Где вы, что за десятками намеченных на сегодня жертв, несмотря на предпринимаемые меры сохранения в абсолютной тайне этих «исторически великих актов», приводили в ужас и трепет десятки и сотни тысяч людей? Ведь никто не знал, какая из ночей станет роковой для них, но все с трепетом и страхом ожидали её.

Легковыми машинами, очень редко «чёрным вороном», каждую ночь со всех районов, городов и населённых пунктов севера, юга, запада и востока великой страны везли сотни тысяч людей в тюрьму.

Старики, мужчины и женщины, юноши и девушки, даже дети — все, столь разные по возрасту, общественному положению, характеру, убеждениям и взглядам, никогда не думавшие, что могут представлять хотя бы малейший интерес для «правосудия», свозились в переполненные до отказа тюрьмы и лагеря.

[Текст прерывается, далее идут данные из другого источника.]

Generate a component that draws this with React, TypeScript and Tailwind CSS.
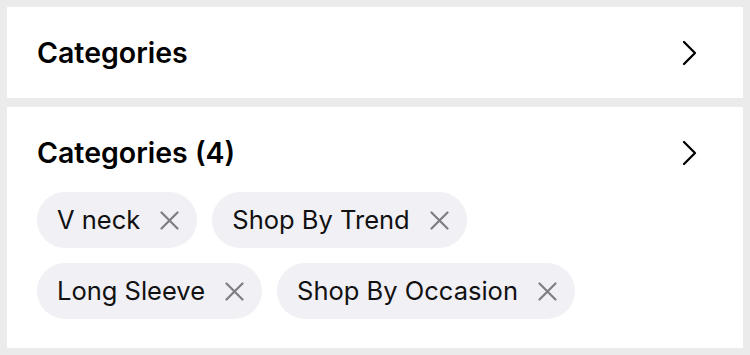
const chips = [
  ["V neck", "Shop By Trend"],
  ["Long Sleeve", "Shop By Occasion"],
]

function Chevron() {
  return (
    <svg width="16" height="26" viewBox="0 0 16 26" fill="none" className="text-black">
      <polyline points="2,2 13,13 2,24" stroke="currentColor" strokeWidth="2.3" strokeLinecap="round" strokeLinejoin="round" />
    </svg>
  )
}

function CloseIcon() {
  return (
    <svg width="19" height="19" viewBox="0 0 19 19" fill="none" className="ml-[20px] text-[#7d7d82]">
      <path d="M1.5 1.5 L17.5 17.5 M17.5 1.5 L1.5 17.5" stroke="currentColor" strokeWidth="2.2" strokeLinecap="round" />
    </svg>
  )
}

function Chip({ label }: { label: string }) {
  return (
    <div className="flex h-[56px] items-center rounded-full bg-[#f0f0f5] pl-[20px] pr-[18px]">
      <span className="text-[25.5px] leading-none text-[#111]">{label}</span>
      <CloseIcon />
    </div>
  )
}

export default function App() {
  return (
    <div
      className="flex h-[355px] w-[750px] flex-col gap-[9px] bg-[#ebebeb] p-[7px]"
      style={{ fontFamily: "Inter, 'Noto Sans', sans-serif" }}
    >
      <div className="flex items-center justify-between bg-white pb-[27px] pl-[30px] pr-[45px] pt-[28px]">
        <h2 className="text-[28.5px] font-semibold leading-[36px] text-black">Categories</h2>
        <Chevron />
      </div>
      <div className="flex flex-1 flex-col bg-white pl-[30px] pr-[45px] pt-[28px]">
        <div className="flex items-center justify-between">
          <h2 className="text-[28.5px] font-semibold leading-[36px] text-black">Categories (4)</h2>
          <Chevron />
        </div>
        <div className="mt-[21px] flex flex-col gap-[15px]">
          {chips.map((row, i) => (
            <div key={i} className="flex gap-[15px]">
              {row.map((c) => (
                <Chip key={c} label={c} />
              ))}
            </div>
          ))}
        </div>
      </div>
    </div>
  )
}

И невольно возникал (и возникает сейчас) вполне естественный и справедливый вопрос: а не по жребию ли отбирались все эти так непохожие друг на друга люди?

Агроном и секретарь обкома партии, ещё только вчера громивший с высокой трибуны своего предшественника, полководец и колхозник, дорожный мастер никому не известной станции и студент Политехнического института славного города Киева, коммунист, выступавший ещё вчера на собрании с призывами о необходимости повышения бдительности и одобрявший мероприятия «всевидящего и всезнающего ока ЧК», беспартийный слесарь или кузнец, инженер завода, ещё сегодня на митинге приветствовавший приход в наши органы безопасности сталинского наркома Николая Ивановича Ежова, и продавец газированной воды, депутат Московского Совета и учёный с мировым именем, рядовой учитель сельской школы и член Президиума Верховного Совета, артист, поэт и художник. Жёны, братья, сёстры и дети этих людей.

Все эти люди с различными профессиями, разных возрастов, образования и интеллекта, становились в течение первых же часов после ареста «злейшими врагами народа, троцкистами, бухаринцами, изменниками Родины, вредителями, шпионами, террористами».

Все они собирались сюда далеко не по своей воле и, по существу, были совершенно чужими друг другу. Объединяющим их оставалось только то, что все они были гражданами своей страны, да недоумение и великое горе, постигшее их. Никто здесь не мог удивить другого чем-нибудь сенсационным, так как все сразу же становились по воле следователя равными.

В письме К. Марксу 4-го сентября 1870-го года Ф. Энгельс писал: «Мы понимаем под последней (эпохой террора) господство людей, внушающих ужас; напротив того, это господство людей, которые сами напуганы. Террор — это большей частью бесполезные жестокости, совершаемые для собственного успокоения людьми, которые сами испытывают страх».

Не перекликаются ли эти слова с эпохой, которую пережил народ нашей страны за годы с 1936-го по 1953-й?

Вот реакция после прочтения долгожданного решения об установлении моей невиновности. Радость возвращения к жизни омрачалась великой исторической трагедией, постигшей нашу страну. Сознание взывало не к мести, а к полному торжеству справедливости и окончательному уничтожению питательной среды, вырастившей и взлелеявшей произвол и насилие.